Today’s main economic report will be February’s ISM nonmanufacturing index at 10 a.m. EST. The index is expected to remain unchanged at 55.2, suggesting that the U.S. service sector is continuing to recover strongly. Other data due for release this morning includes the ICSC-Goldman Sachs same-store sales index at 7:45 a.m. and the Johnson Redbook retail-sales index, due at 8.55am.

In corporate news, Smith & Wesson and VeriFone are both expected to report earnings after the markets close tonight, while companies due to report before markets open include Checkpoint Systems and H&E Equipment Services. Of more interest to many investors will be Apple, which is likely to be actively traded this morning after the tech giant’s shares closed at a 52-week low of $420.05 on Monday. Apple shares were flat in premarket trading, but shares in J. C. Penney fell a further 2% in early trading following news that a major shareholder had sold 10 million shares in the store at a price of $16.40, below yesterday’s closing price of $16.74.

European markets
The main European markets moved firmly higher this morning ahead of this week’s round of central bank monetary-policy committee meetings. Investors are betting that the Bank of England and the European Central Bank will show support for further monetary easing — reducing the risk of a market dip — following the latest eurozone data, which shows that the region is still firmly in recession.

The eurozone composite PMI, which indicates business activity across the 17-country single-currency zone, fell to 47.9 in February, down from 48.6 in January. Readings below 50 indicate contraction, although the result was ahead of forecasts.
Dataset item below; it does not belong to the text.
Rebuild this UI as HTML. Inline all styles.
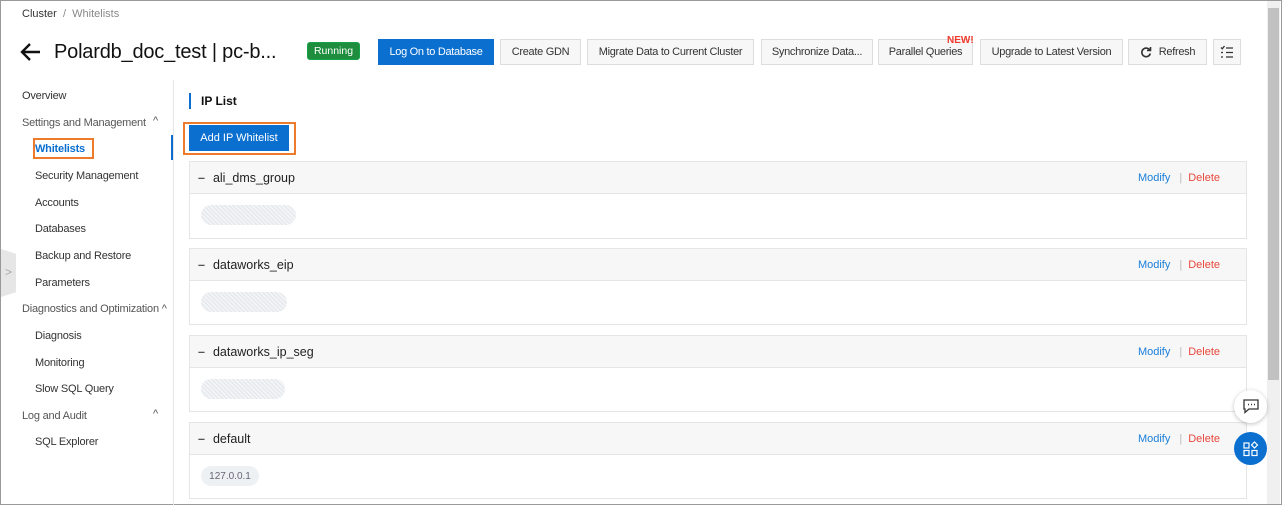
<!DOCTYPE html>
<html><head><style>
*{box-sizing:border-box;margin:0;padding:0}
body{width:1282px;height:505px;overflow:hidden;background:#fff;font-family:"Liberation Sans",sans-serif;color:#333;position:relative}
.a{position:absolute}
.frame{left:0;top:0;width:1282px;height:505px;border:1px solid #999;}
.btn{position:absolute;top:39px;height:26px;border:1px solid #ddd;background:#f7f7f7;font-size:11px;color:#333;display:flex;align-items:center;justify-content:center;letter-spacing:-0.3px}
.nav{position:absolute;font-size:11px;color:#333;letter-spacing:-0.2px}
.panel{position:absolute;left:189px;width:1058px;border:1px solid #e5e5e5}
.ph{height:32px;background:#f7f7f7;border-bottom:1px solid #e5e5e5;display:flex;align-items:center;padding-left:8px;font-size:12.5px;color:#222}
.ph .m{color:#555;margin-right:8px;font-weight:bold}
.act{position:absolute;right:26px;font-size:11px}
.pill{position:absolute;left:11px;top:12px;height:20px;border-radius:10px;background:#eef0f3;background-image:repeating-linear-gradient(45deg,#e3e6ea 0 1px,#f2f4f6 1px 3px)}
</style></head><body>
<div class="a frame"></div>
<div class="a" style="left:22px;top:8px;font-size:11px;color:#333">Cluster <span style="color:#888">&nbsp;/&nbsp; Whitelists</span></div>
<svg class="a" style="left:20px;top:42px" width="22" height="20" viewBox="0 0 22 20"><path d="M20 10H3M10 2L2 10l8 8" fill="none" stroke="#111" stroke-width="2.4"/></svg>
<div class="a" style="left:54px;top:41px;font-size:20px;color:#111;letter-spacing:-0.2px">Polardb_doc_test | pc-b...</div>
<div class="a" style="left:307px;top:42px;width:53px;height:18px;background:#1e8e3e;border:1px solid #17a34a;border-radius:3px;color:#fff;font-size:10.5px;display:flex;align-items:center;justify-content:center">Running</div>
<div class="btn" style="left:378px;width:116px;background:#0a6fcf;border-color:#0a6fcf;color:#fff">Log On to Database</div>
<div class="btn" style="left:500px;width:81px">Create GDN</div>
<div class="btn" style="left:587px;width:167px">Migrate Data to Current Cluster</div>
<div class="btn" style="left:761px;width:112px">Synchronize Data...</div>
<div class="btn" style="left:878px;width:95px">Parallel Queries</div>
<div class="a" style="left:947px;top:35px;font-size:10px;font-weight:bold;color:#f03a2e">NEW!</div>
<div class="btn" style="left:980px;width:143px">Upgrade to Latest Version</div>
<div class="btn" style="left:1128px;width:79px"><svg width="12" height="12" viewBox="0 0 12 12" style="margin-right:7px"><path d="M10 4.5A4.3 4.3 0 1 0 10.3 7.5" fill="none" stroke="#333" stroke-width="1.6"/><path d="M7 4.5h3.5V1" fill="none" stroke="#333" stroke-width="1.6"/></svg>Refresh</div>
<div class="btn" style="left:1213px;width:28px"><svg width="14" height="14" viewBox="0 0 14 14"><path d="M1 2.5l1.3 1.3L4.5 1M6 3h7M1 7.5h2M6 7.5h7M1 12h2M6 12h7" fill="none" stroke="#333" stroke-width="1.3"/></svg></div>

<div class="a" style="left:173px;top:80px;width:1px;height:425px;background:#e5e5e5"></div>
<div class="a" style="left:171px;top:135px;width:2px;height:25px;background:#0a6fcf"></div>
<div class="nav" style="left:22px;top:90px">Overview</div>
<div class="nav" style="left:22px;top:117px;color:#555">Settings and Management</div>
<div class="nav" style="left:153px;top:115px;color:#555">^</div>
<div class="a" style="left:33px;top:138px;width:61px;height:21px;border:2px solid #ee7b2c"></div>
<div class="nav" style="left:35px;top:143px;color:#0a6fcf;font-weight:bold">Whitelists</div>
<div class="nav" style="left:35px;top:170px">Security Management</div>
<div class="nav" style="left:35px;top:197px">Accounts</div>
<div class="nav" style="left:35px;top:223px">Databases</div>
<div class="nav" style="left:35px;top:250px">Backup and Restore</div>
<div class="nav" style="left:35px;top:277px">Parameters</div>
<div class="nav" style="left:22px;top:303px;color:#555">Diagnostics and Optimization ^</div>
<div class="nav" style="left:35px;top:330px">Diagnosis</div>
<div class="nav" style="left:35px;top:357px">Monitoring</div>
<div class="nav" style="left:35px;top:383px">Slow SQL Query</div>
<div class="nav" style="left:22px;top:410px;color:#555">Log and Audit</div>
<div class="nav" style="left:153px;top:408px;color:#555">^</div>
<div class="nav" style="left:35px;top:436px">SQL Explorer</div>
<div class="a" style="left:1px;top:249px;width:15px;height:48px;background:#e6e6e6;clip-path:polygon(0 0,100% 10%,100% 90%,0 100%)"></div>
<div class="a" style="left:5px;top:265px;font-size:12px;color:#aaa">&gt;</div>

<div class="a" style="left:189px;top:93px;width:2px;height:16px;background:#0a6fcf"></div>
<div class="a" style="left:201px;top:94px;font-size:12px;font-weight:bold;color:#111">IP List</div>
<div class="a" style="left:183px;top:122px;width:113px;height:33px;border:2px solid #ee7b2c"></div>
<div class="a" style="left:189px;top:125px;width:100px;height:26px;background:#0a6fcf;color:#fff;font-size:11px;display:flex;align-items:center;justify-content:center">Add IP Whitelist</div>

<div class="panel" style="top:161px;height:78px"><div class="ph"><span class="m">–</span>ali_dms_group</div><div class="act" style="top:10px"><span style="color:#1a7fd9">Modify</span><span style="color:#bbb;margin:0 6px 0 9px">|</span><span style="color:#e8473c">Delete</span></div><div class="pill" style="top:43px;width:95px"></div></div>
<div class="panel" style="top:248px;height:77px"><div class="ph"><span class="m">–</span>dataworks_eip</div><div class="act" style="top:10px"><span style="color:#1a7fd9">Modify</span><span style="color:#bbb;margin:0 6px 0 9px">|</span><span style="color:#e8473c">Delete</span></div><div class="pill" style="top:43px;width:86px"></div></div>
<div class="panel" style="top:335px;height:77px"><div class="ph"><span class="m">–</span>dataworks_ip_seg</div><div class="act" style="top:10px"><span style="color:#1a7fd9">Modify</span><span style="color:#bbb;margin:0 6px 0 9px">|</span><span style="color:#e8473c">Delete</span></div><div class="pill" style="top:43px;width:84px"></div></div>
<div class="panel" style="top:422px;height:77px"><div class="ph"><span class="m">–</span>default</div><div class="act" style="top:10px"><span style="color:#1a7fd9">Modify</span><span style="color:#bbb;margin:0 6px 0 9px">|</span><span style="color:#e8473c">Delete</span></div><div class="pill" style="top:43px;width:58px;background:#eef1f4;font-size:10px;color:#667;display:flex;align-items:center;justify-content:center">127.0.0.1</div></div>

<div class="a" style="left:1267px;top:1px;width:13px;height:503px;background:#f0f0f0"></div>
<div class="a" style="left:1268px;top:8px;width:11px;height:372px;background:#c1c1c1"></div>
<div class="a" style="left:1234px;top:390px;width:33px;height:33px;border-radius:50%;background:#fff;box-shadow:0 1px 4px rgba(0,0,0,.25);display:flex;align-items:center;justify-content:center"><svg width="16" height="15" viewBox="0 0 16 15"><path d="M1 1h14v9H6l-4 3.5V10H1z" fill="none" stroke="#333" stroke-width="1.3"/><path d="M5 5.5h1M8 5.5h1M11 5.5h1" stroke="#333" stroke-width="1.5"/></svg></div>
<div class="a" style="left:1234px;top:432px;width:33px;height:33px;border-radius:50%;background:#0a6fcf;display:flex;align-items:center;justify-content:center"><svg width="16" height="16" viewBox="0 0 16 16" fill="none" stroke="#fff" stroke-width="1.2"><rect x="1" y="2" width="5" height="5"/><rect x="1" y="9.5" width="5" height="5"/><rect x="9" y="9.5" width="5" height="5"/><path d="M11.5 1l3 3-3 3-3-3z"/></svg></div>
</body></html>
At 7:10 a.m. EST, the DAX was up 1.65%, the CAC 40 was up 1.29%, the FTSE MIB was up 1.76%, and the IBEX 35 was up 1.28%. In London, the FTSE 100 was up 0.84%, led by public-sector outsourcing specialist Serco Group, which climbed 8.4% after announcing that its earnings per share rose by 40% during 2012, enabling the company to provide a 20% dividend increase for shareholders. Oil services firm John Wood Group was also a big riser, gaining 7.2% after its 2012 results were well received by investors.